Successive Sri Lankan Governments, including that of previously activist President Chandrika Kumaratunga, let past military atrocities be swept under the carpet, despite the fact that she herself led the campaign for the excavation of the suspected mass grave in Suriyakanda. That highly emotive campaign was the catalyst in Kumaratunga’s speedy rise to the Presidency of Sri Lanka.

However, barring a handful of cases, the majority of nearly 30,000 victims, who were documented as missing and disappeared by the Truth Commission instituted by President Kumaratunga’s administration did not receive justice. Their killers are roaming freely, and their ilk, momentarily resurface in white vans, which continue to haunt this country.

Sri Lanka has repeatedly shied away from instituting due legal mechanisms to punish the perpetrators of grave human rights violations, which characterized the nation along with its famed Ceylon tea during various phases of our history: 1971, 1983, 1988-89, and the three-decade-long Northern conflict.

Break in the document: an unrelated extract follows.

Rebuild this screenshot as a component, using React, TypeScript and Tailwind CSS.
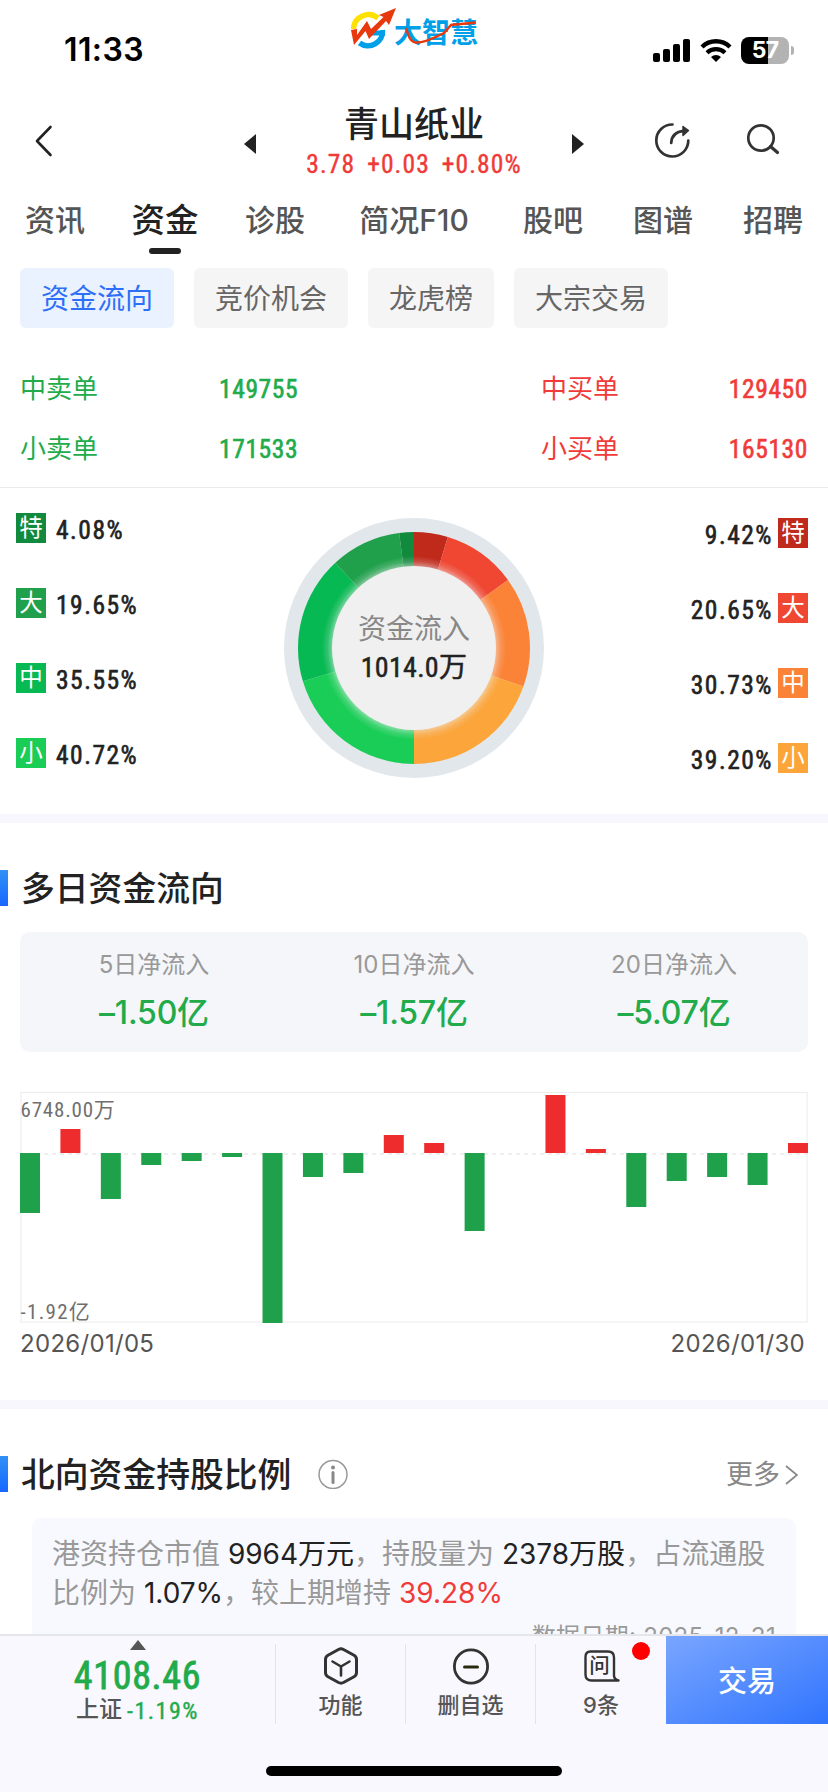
import React from "react";

const DIN = "font-['Roboto','Noto_Sans_CJK_SC',sans-serif] font-stretch-[75%] font-normal";

const tabs = [
  { label: "资讯" },
  { label: "资金", active: true },
  { label: "诊股" },
  { label: "简况F10", wide: true },
  { label: "股吧" },
  { label: "图谱" },
  { label: "招聘" },
];

const pills = ["资金流向", "竞价机会", "龙虎榜", "大宗交易"];

const orders = [
  { sell: "中卖单", sellValue: "149755", buy: "中买单", buyValue: "129450" },
  { sell: "小卖单", sellValue: "171533", buy: "小买单", buyValue: "165130" },
];

const outflow = [
  { tag: "特", value: 4.08, bg: "bg-[#128a3e]", color: "#128a3e" },
  { tag: "大", value: 19.65, bg: "bg-[#20a04b]", color: "#20a04b" },
  { tag: "中", value: 35.55, bg: "bg-[#07b953]", color: "#07b953" },
  { tag: "小", value: 40.72, bg: "bg-[#19cd56]", color: "#19cd56" },
];

const inflow = [
  { tag: "特", value: 9.42, bg: "bg-[#c02a1b]", color: "#c02a1b" },
  { tag: "大", value: 20.65, bg: "bg-[#f04733]", color: "#f04733" },
  { tag: "中", value: 30.73, bg: "bg-[#fb8337]", color: "#fb8337" },
  { tag: "小", value: 39.2, bg: "bg-[#fba53b]", color: "#fba53b" },
];

const totals = [
  { label: "5日净流入", value: "–1.50亿" },
  { label: "10日净流入", value: "–1.57亿" },
  { label: "20日净流入", value: "–5.07亿" },
];

const bars = [-60, 24, -46, -12, -8, -4, -170, -24, -20, 18, 10, -78, 0, 58, 4, -54, -28, -24, -32, 10];

function Logo() {
  return (
    <div className="relative flex h-[44px] w-[130px] items-center">
      <svg width="46" height="42" viewBox="0 0 46 42" fill="none">
        <path d="M2.5 21 A15 15 0 0 1 27 10" stroke="#ffe100" strokeWidth="5.5" />
        <path d="M31.5 22 A14.5 14.5 0 0 1 8.5 35" stroke="#00a0e9" strokeWidth="5.5" />
        <path d="M20 25 H34" stroke="#00a0e9" strokeWidth="5" />
        <path d="M0 22 L6 21 L6 27 L16 13 L20 21 L32.500 9 L28 7 L45 0 L38 17 L35 13 L18 31 L14.500 23 L3 37 Z" fill="#e8380d" />
      </svg>
      <span className="mt-[3px] ml-[-3px] font-['Noto_Sans_CJK_SC',sans-serif] text-[28px] leading-[30px] font-bold text-[#00a0e9]">大智慧</span>
      <svg className="absolute top-[11px] left-[54px]" width="72" height="30" viewBox="0 0 72 30" fill="none">
        <path d="M1 10 C3 17 5 24.500 12 24.500 C22 24.500 30 19 39 15 L46 7 L71 4.500" stroke="#e8380d" strokeWidth="2.400" />
      </svg>
    </div>
  );
}

function StatusBar() {
  return (
    <div className="flex h-[100px] shrink-0">
      <div className="flex w-[351px] pt-[30px] pl-[64px]">
        <span className="text-[32px] leading-[40px] font-semibold tracking-[0.400px] text-black">11:33</span>
      </div>
      <div className="w-[302px] pt-[7px]">
        <Logo />
      </div>
      <div className="mt-[34px] flex h-[32px] items-center">
        <svg width="37" height="23" viewBox="0 0 37 23" fill="black">
          <rect x="0" y="14" width="7" height="9" rx="2" />
          <rect x="10" y="10" width="7" height="13" rx="2" />
          <rect x="20" y="5" width="7" height="18" rx="2" />
          <rect x="30" y="0" width="7" height="23" rx="2" />
        </svg>
        <svg className="ml-[10px]" width="32" height="24" viewBox="0 0 32 24" fill="none">
          <path d="M2 9 A20 20 0 0 1 30 9" stroke="black" strokeWidth="4.400" />
          <path d="M7 14.800 A13 13 0 0 1 25 14.800" stroke="black" strokeWidth="4.200" />
          <path d="M16 24 L11 19 A7.500 7.500 0 0 1 21 19 Z" fill="black" />
        </svg>
        <div className="ml-[9px] flex h-[27px] w-[48px] items-center justify-center rounded-[8px] bg-[linear-gradient(90deg,#000_56%,#b3b3b3_56%)]">
          <span className="text-[23px] leading-[27px] font-bold tracking-[-0.8px] text-white">57</span>
        </div>
        <div className="ml-[2px] h-[9px] w-[3px] rounded-r-full bg-[#b3b3b3]" />
      </div>
    </div>
  );
}

function Header() {
  return (
    <div className="flex h-[90px] shrink-0">
      <div className="w-[244px] pt-[25px] pl-[35px]">
        <svg width="18" height="32" viewBox="0 0 18 32" fill="none">
          <path d="M15.500 2 L2 16 L15.500 30" stroke="#222" strokeWidth="2.600" strokeLinecap="round" strokeLinejoin="round" />
        </svg>
      </div>
      <div className="flex w-[340px] justify-between">
        <svg className="mt-[34px]" width="12" height="20" viewBox="0 0 12 20">
          <path d="M12 0 V20 L0 10 Z" fill="#222" />
        </svg>
        <div className="flex flex-col items-center">
          <div className="flex h-[48px] items-center text-[35px] leading-[48px] font-medium text-[#222]">青山纸业</div>
          <div className={`${DIN} flex h-[32px] items-center gap-[12px] text-[25.500px] leading-[32px] tracking-[1.100px] text-[#ef3a38] [-webkit-text-stroke:0.4px]`}>
            <span>3.78</span>
            <span>+0.03</span>
            <span>+0.80%</span>
          </div>
        </div>
        <svg className="mt-[34px]" width="12" height="20" viewBox="0 0 12 20">
          <path d="M0 0 V20 L12 10 Z" fill="#222" />
        </svg>
      </div>
      <svg className="mt-[22px] ml-[70px]" width="37" height="37" viewBox="0 0 37 37" fill="none" stroke="#333" strokeWidth="2.700" strokeLinecap="round">
        <path d="M18.500 2.500 A16 16 0 1 0 34.300 18.500" />
        <path d="M17.200 21 C17.500 14 22 9.500 30 8.800" />
        <path d="M29 4.500 L34.500 8.500 L29 13.500 Z" fill="#333" strokeWidth="1.500" strokeLinejoin="round" />
      </svg>
      <svg className="mt-[23px] ml-[56px]" width="33" height="33" viewBox="0 0 33 33" fill="none" stroke="#333" strokeWidth="2.700" strokeLinecap="round">
        <circle cx="14" cy="15" r="12.700" />
        <path d="M23.500 23.500 L30.500 29.500" strokeWidth="3.200" />
      </svg>
    </div>
  );
}

function Tabs() {
  return (
    <div className="flex h-[68px] shrink-0">
      {tabs.map((t) => (
        <div key={t.label} className={`flex flex-col items-center ${t.wide ? "w-[168px]" : "w-[110px]"}`}>
          <span
            className={`flex h-[58px] items-center pt-[2px] leading-[56px] font-medium whitespace-nowrap ${
              t.active ? "text-[33.500px] text-[#222]" : "text-[30px] text-[#555]"
            }`}
          >
            {t.label}
          </span>
          {t.active && <span className="h-[6px] w-[32px] rounded-full bg-[#222]" />}
        </div>
      ))}
    </div>
  );
}

function Pills() {
  return (
    <div className="flex h-[60px] shrink-0 gap-[20px] px-[20px]">
      {pills.map((p, i) => (
        <div
          key={p}
          className={`flex items-center rounded-[6px] px-[21px] pt-[2px] text-[28px] leading-[58px] ${
            i === 0 ? "bg-[#ebf2ff] text-[#2e6ff8]" : "bg-[#f5f5f5] text-[#666]"
          }`}
        >
          {p}
        </div>
      ))}
    </div>
  );
}

const ORDER_VALUE = "pb-[1px] text-[25.500px] tracking-[0.600px] [-webkit-text-stroke:0.6px]";

function Orders() {
  return (
    <div className="mt-[30px] h-[130px] shrink-0 border-b border-[#ebebeb] text-[26px] leading-[58px]">
      {orders.map((o) => (
        <div key={o.sell} className="flex h-[60px] items-center pt-[2px] pr-[20px] pl-[20px]">
          <span className="w-[199px] text-[#22ab4b]">{o.sell}</span>
          <span className={`${DIN} ${ORDER_VALUE} w-[322px] text-[#22ab4b]`}>{o.sellValue}</span>
          <span className="text-[#f03b39]">{o.buy}</span>
          <span className={`${DIN} ${ORDER_VALUE} ml-auto text-[#f03b39]`}>{o.buyValue}</span>
        </div>
      ))}
    </div>
  );
}

function polar(r: number, deg: number) {
  const a = ((deg - 90) * Math.PI) / 180;
  return `${(130 + r * Math.cos(a)).toFixed(2)} ${(130 + r * Math.sin(a)).toFixed(2)}`;
}

function slice(from: number, to: number) {
  return `M${polar(116, from)} A116 116 0 0 1 ${polar(116, to)} L${polar(80, to)} A80 80 0 0 0 ${polar(80, from)} Z`;
}

function Donut() {
  const parts: { d: string; color: string }[] = [];
  let a = 0;
  inflow.forEach((s) => {
    parts.push({ d: slice(a, a + s.value * 1.8), color: s.color });
    a += s.value * 1.8;
  });
  a = 180;
  [...outflow].reverse().forEach((s) => {
    parts.push({ d: slice(a, a + s.value * 1.8), color: s.color });
    a += s.value * 1.8;
  });
  return (
    <div className="grid h-[260px] w-[260px] place-items-center">
      <svg className="col-start-1 row-start-1" width="260" height="260" viewBox="0 0 260 260">
        <defs>
          <radialGradient id="glow" gradientUnits="userSpaceOnUse" cx="130" cy="130" r="92">
            <stop offset="0.890" stopColor="#f0f0f0" stopOpacity="0.480" />
            <stop offset="0.940" stopColor="#f0f0f0" stopOpacity="0.180" />
            <stop offset="1" stopColor="#f0f0f0" stopOpacity="0" />
          </radialGradient>
        </defs>
        <circle cx="130" cy="130" r="130" fill="#e2e7eb" />
        {parts.map((p) => (
          <path key={p.color} d={p.d} fill={p.color} />
        ))}
        <circle cx="130" cy="130" r="92" fill="url(#glow)" />
        <circle cx="130" cy="130" r="82" fill="#f0f0f0" />
      </svg>
      <div className="col-start-1 row-start-1 flex flex-col items-center">
        <span className="text-[28px] leading-[39px] text-[#888]">资金流入</span>
        <span className={`${DIN} text-[28px] leading-[38px] tracking-[0.300px] text-[#222] [-webkit-text-stroke:0.5px]`}>1014.0万</span>
      </div>
    </div>
  );
}

const LEGEND_VALUE = "pt-[4px] text-[25.500px] leading-[30px] tracking-[1.500px] text-[#222] [-webkit-text-stroke:0.6px]";
const LEGEND_TAG = "grid h-[30px] w-[30px] place-items-center text-[23.500px] leading-[30px] text-white";

function Flow() {
  return (
    <div className="flex h-[326px] shrink-0 justify-between">
      <div className="flex w-[268px] flex-col gap-[45px] pt-[25px] pl-[16px]">
        {outflow.map((s) => (
          <div key={s.tag} className="flex h-[30px] items-center gap-[10px]">
            <span className={`${LEGEND_TAG} ${s.bg}`}>{s.tag}</span>
            <span className={`${DIN} ${LEGEND_VALUE}`}>{s.value.toFixed(2)}%</span>
          </div>
        ))}
      </div>
      <div className="pt-[30px]">
        <Donut />
      </div>
      <div className="flex w-[268px] flex-col gap-[45px] pt-[30px] pr-[20px]">
        {inflow.map((s) => (
          <div key={s.tag} className="flex h-[30px] items-center justify-end gap-[5px]">
            <span className={`${DIN} ${LEGEND_VALUE}`}>{s.value.toFixed(2)}%</span>
            <span className={`${LEGEND_TAG} ${s.bg}`}>{s.tag}</span>
          </div>
        ))}
      </div>
    </div>
  );
}

function SectionTitle({ title, children }: { title: string; children?: React.ReactNode }) {
  return (
    <div className="flex h-[36px] shrink-0 items-center">
      <span className="h-[36px] w-[8px] bg-linear-to-b from-[#3191f4] to-[#1a66ff]" />
      <h2 className="ml-[13px] pt-[2px] text-[33.800px] leading-[36px] font-medium text-[#222]">{title}</h2>
      {children}
    </div>
  );
}

function FlowChart() {
  return (
    <div className="mx-[20px] mt-[40px] h-[231px] shrink-0">
      <svg width="788" height="231" viewBox="0 0 788 231">
        <path d="M0 0.500 H788" stroke="#ececec" />
        <path d="M1 1 V230 H787 V1" stroke="#f5f5f5" strokeWidth="2" fill="none" />
        <path d="M0 62 H788" stroke="#eeeeee" strokeWidth="2" strokeDasharray="4 4" />
        {bars.map((v, i) => (
          <rect key={i} x={i * 40.42} y={v > 0 ? 61 - v : 61} width="20" height={Math.abs(v)} fill={v > 0 ? "#ef2c2d" : "#1fa04a"} />
        ))}
        <g className={`${DIN} text-[21px] tracking-[0.800px]`} fill="#6f6f6f">
          <text x="0.500" y="25">6748.00万</text>
          <text className="tracking-[1.300px]" x="0.500" y="227">-1.92亿</text>
        </g>
      </svg>
    </div>
  );
}

function BottomBar() {
  return (
    <div className="h-[158px] shrink-0 border-t-2 border-[#e5e6e9] bg-[#f8f8fe]">
      <div className="flex h-[88px]">
        <div className="flex w-[275px] flex-col items-center pt-[4px]">
          <svg width="16" height="10" viewBox="0 0 16 10">
            <path d="M8 0 L16 10 H0 Z" fill="#555" />
          </svg>
          <div className={`${DIN} mt-[8px] text-[38px] leading-[36px] tracking-[0.700px] text-[#22ab4b] [-webkit-text-stroke:0.8px]`}>4108.46</div>
          <div className="mt-[2px] flex h-[26px] items-center gap-[5px] text-[23px] leading-[26px] font-medium text-[#555]">
            上证
            <span className={`${DIN} pt-[4px] text-[24px] leading-[22px] tracking-[1.500px] text-[#22ab4b] [-webkit-text-stroke:0.4px]`}>-1.19%</span>
          </div>
        </div>
        <div className="mt-[8px] flex w-[130px] flex-col items-center border-l border-[#e3e3e8] pt-[3px]">
          <svg width="36" height="38" viewBox="0 0 36 38" fill="none" stroke="#333" strokeWidth="3" strokeLinecap="round" strokeLinejoin="round">
            <path d="M15.500 2.500 Q18 1.200 20.500 2.500 L31 8.300 Q33.500 9.700 33.500 12.500 V25.500 Q33.500 28.300 31 29.700 L20.500 35.500 Q18 36.800 15.500 35.500 L5 29.700 Q2.500 28.300 2.500 25.500 V12.500 Q2.500 9.700 5 8.300 Z" />
            <path d="M9.500 14.500 L18 19.500 L26.500 14.500 M18 19.500 V28.500" strokeWidth="2.600" />
          </svg>
          <span className="mt-[4px] text-[22px] leading-[32px] font-medium text-[#555]">功能</span>
        </div>
        <div className="mt-[8px] flex w-[130px] flex-col items-center border-l border-[#e3e3e8] pt-[3px]">
          <svg width="38" height="38" viewBox="0 0 38 38" fill="none" stroke="#333" strokeLinecap="round">
            <circle cx="19" cy="19.500" r="16.600" strokeWidth="2.800" />
            <path d="M12.500 20 H25.500" strokeWidth="3" stroke="#2a2a10" />
          </svg>
          <span className="mt-[4px] text-[22px] leading-[32px] font-medium text-[#555]">删自选</span>
        </div>
        <div className="relative mt-[8px] flex w-[131px] flex-col items-center border-l border-[#e3e3e8] pt-[3px]">
          <div className="grid h-[38px] w-[38px] place-items-center">
            <svg className="col-start-1 row-start-1" width="38" height="38" viewBox="0 0 38 38" fill="none" stroke="#333" strokeWidth="2.400" strokeLinejoin="round">
              <path d="M8.500 4.500 H26 Q32 4.500 32 10.500 V29 Q32.500 32.500 36.500 33.500 H9.500 Q3.500 33.500 3.500 27.500 V10 Q3.500 4.500 8.500 4.500" />
            </svg>
            <span className="col-start-1 row-start-1 mr-[3px] text-[20.500px] leading-[38px] font-medium text-[#333]">问</span>
          </div>
          <span className="mt-[4px] text-[22px] leading-[32px] font-medium text-[#555]">9条</span>
          <span className="absolute top-[-2px] right-[16px] h-[18px] w-[18px] rounded-full bg-[#ff0000]" />
        </div>
        <div className="flex w-[162px] items-center justify-center bg-linear-to-br from-[#79a5ff] to-[#2f73fd] pt-[3px] text-[29px] leading-[85px] font-medium text-white">交易</div>
      </div>
      <div className="mt-[42px] flex justify-center">
        <div className="h-[10px] w-[296px] rounded-full bg-black" />
      </div>
    </div>
  );
}

export default function App() {
  return (
    <div className="flex h-[1792px] w-[828px] flex-col overflow-hidden bg-white font-['Inter','Noto_Sans_CJK_SC',sans-serif]">
      <StatusBar />
      <Header />
      <Tabs />
      <main className="mt-[10px] flex min-h-0 flex-1 flex-col overflow-hidden">
        <Pills />
        <Orders />
        <Flow />
        <div className="mb-[47px] h-[9px] shrink-0 bg-[#f7f7fd]" />
        <SectionTitle title="多日资金流向" />
        <div className="mx-[20px] mt-[26px] grid h-[120px] shrink-0 grid-cols-3 rounded-[10px] bg-[#f5f6fa] px-[4px]">
          {totals.map((t) => (
            <div key={t.label} className="flex flex-col items-center pt-[15px]">
              <span className="text-[24px] leading-[36px] text-[#999]">{t.label}</span>
              <span className="mt-[7px] text-[32px] leading-[46px] font-medium tracking-[-0.2px] text-[#22ab4b]">{t.value}</span>
            </div>
          ))}
        </div>
        <FlowChart />
        <div className="mx-[20px] flex h-[77px] shrink-0 justify-between pt-[1px] pr-[3px] text-[24px] leading-[40px] tracking-[0.300px] text-[#555]">
          <span>2026/01/05</span>
          <span>2026/01/30</span>
        </div>
        <div className="mb-[47px] h-[9px] shrink-0 bg-[#f7f7fd]" />
        <SectionTitle title="北向资金持股比例">
          <svg className="ml-[27px]" width="30" height="30" viewBox="0 0 30 30" fill="none">
            <circle cx="15" cy="15.500" r="14" stroke="#999" strokeWidth="1.500" />
            <circle cx="15" cy="8.500" r="2" fill="#888" />
            <path d="M15 13.500 V23.500" stroke="#888" strokeWidth="3" strokeLinecap="round" />
          </svg>
          <span className="ml-auto flex items-center gap-[5px] pt-[2px] pr-[30px] text-[27px] leading-[36px] text-[#888]">
            更多
            <svg width="13" height="20" viewBox="0 0 13 20" fill="none">
              <path d="M1 1 L12 10 L1 19" stroke="#888" strokeWidth="1.800" />
            </svg>
          </span>
        </SectionTitle>
        <div className="mx-[32px] mt-[26px] flex shrink-0 flex-col rounded-[10px] bg-[#f8f9fe] px-[20px] pt-[17px] pb-[20px] text-[28px] leading-[39px] text-[#999]">
          <p className="whitespace-nowrap">
            港资持仓市值 <span className="text-[#222]">9964万元</span>，持股量为 <span className="text-[#222]">2378万股</span>，占流通股
          </p>
          <p className="whitespace-nowrap">
            比例为 <span className="text-[#222]">1.07%</span>，较上期增持 <span className="text-[#f03b39]">39.28%</span>
          </p>
          <p className="mt-[4px] text-right text-[24px] leading-[39px] tracking-[0.300px]">数据日期: 2025-12-31</p>
        </div>
      </main>
      <BottomBar />
    </div>
  );
}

The indifference of the political leadership towards the human rights violations of monstrous proportions and the lack of courage and political will to act decisively was instrumental in cementing a climate of impunity in the country.

It is important to note that another activist who played the role of the ombudsman to the grieving parents, whose offspring had been snatched away by the State military apparatus and deadly para- military groups’ is now the President of Sri Lanka. When Mahinda Rajapaksa went to Geneva, he attempted to smuggle, concealed in a false compartment of his suitcase, the gory pictures of headless corpse of State terrorism in 1989-90. He was stopped at the airport and the photographs were confiscated.

President Rajapaksa now has an opportunity to prove his commitment to his once professed values of human rights. A mass grave of victims he himself might have tried to save during that dark chapter of Sri Lankan history has been uncovered. In a twist of destiny, and perhaps to test his perseverance in his once professed values, his younger brother and now powerful Defence Secretary, Gotabhaya Rajapaksa, happened to be the military Coordinating Officer of the Matale District during the counter insurgency campaign in 1989-90. By extension, that could imply the command responsibility of the officers, including Gotabhaya Rajapaksa who were in charge of the Gajaba Regiment, which was deployed in Matale at the time.

Such a link could be a strong disincentive for an independent investigation. In the light of recent developments, which seriously eroded the independence of the Judiciary, there are serious concerns as to whether the existing Court mechanism is capable enough to handle a decisive case, which may also have potential political connotations. That is more the reason for the establishment of a special court to investigate the mass grave and to obtain statements from the potential witnesses, including those survivors of an alleged military torture chamber that had been operated from a nearby school, Vijaya Vidyalaya, near the current mass grave, in 1989-90.

The prevailing climate of impunity in the country is born out from its indifference to past atrocities. Therefore, it is in the interest of the country and its current and future generations, that the country puts an end to the cycle of mass disappearance and extra judicial killings that has haunted the country at various phases of its history. That is only possible by sending a strong signal that the country would no longer tolerate mass murderers and perpetrators of crimes against humanity.

The government should not hesitate to make that decisive move.